Media School students won the award for working through the night, broadcasting live on Hope FM and online, giving the latest news and results from the US 2012 Presidential election.

The radio coverage included hourly bulletins and news flashes throughout the night, along with live debates and guest speakers including Conor Burns MP.

The radio broadcast was only one strand of the US 2012 coverage as students were also tasked with producing a live television broadcast and a stream of online news coverage about the election.

Multimedia journalism students Beth Graham and Jodie Packwood both worked on the radio coverage as Editors and were in Coventry to receive the BJTC award. They said, “It feels really good as we put a lot of effort and time into this project. It’s the first time the radio side of the project has been recognised with a prize so it’s nice to know our coverage was award winning.

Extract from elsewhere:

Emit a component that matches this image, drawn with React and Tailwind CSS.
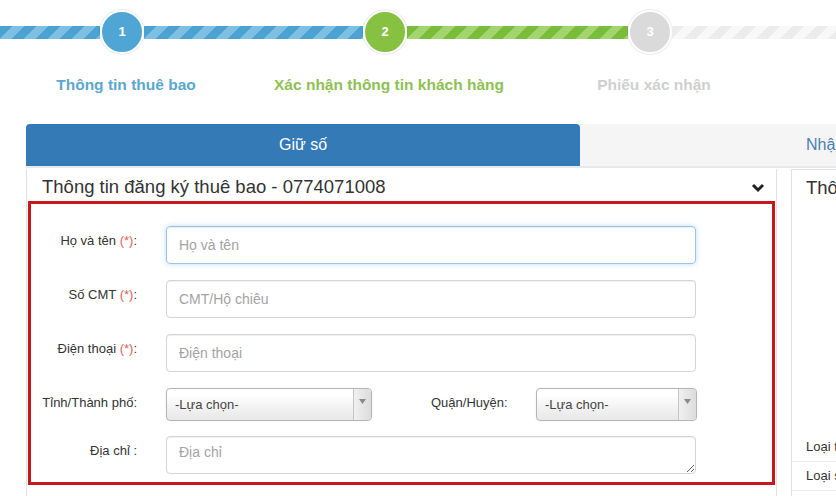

“We learnt that radio journalism takes a lot of pre-planning – you can’t just go on air and have a chat. We planned this right from the beginning of term. A highlight was when we called the result of Barack Obama winning, before the BBC.”

The students were also quick to thank the lecturers who made the radio broadcast possible, adding, “We would also like to thank the lecturers who helped out on the night and in the run up to the event – particularly Cat Greeves who helped us so much. And the project wouldn’t have even been possible without Mat Charles and Ann Luce who were the ‘big bosses’ of the event and put it all together.”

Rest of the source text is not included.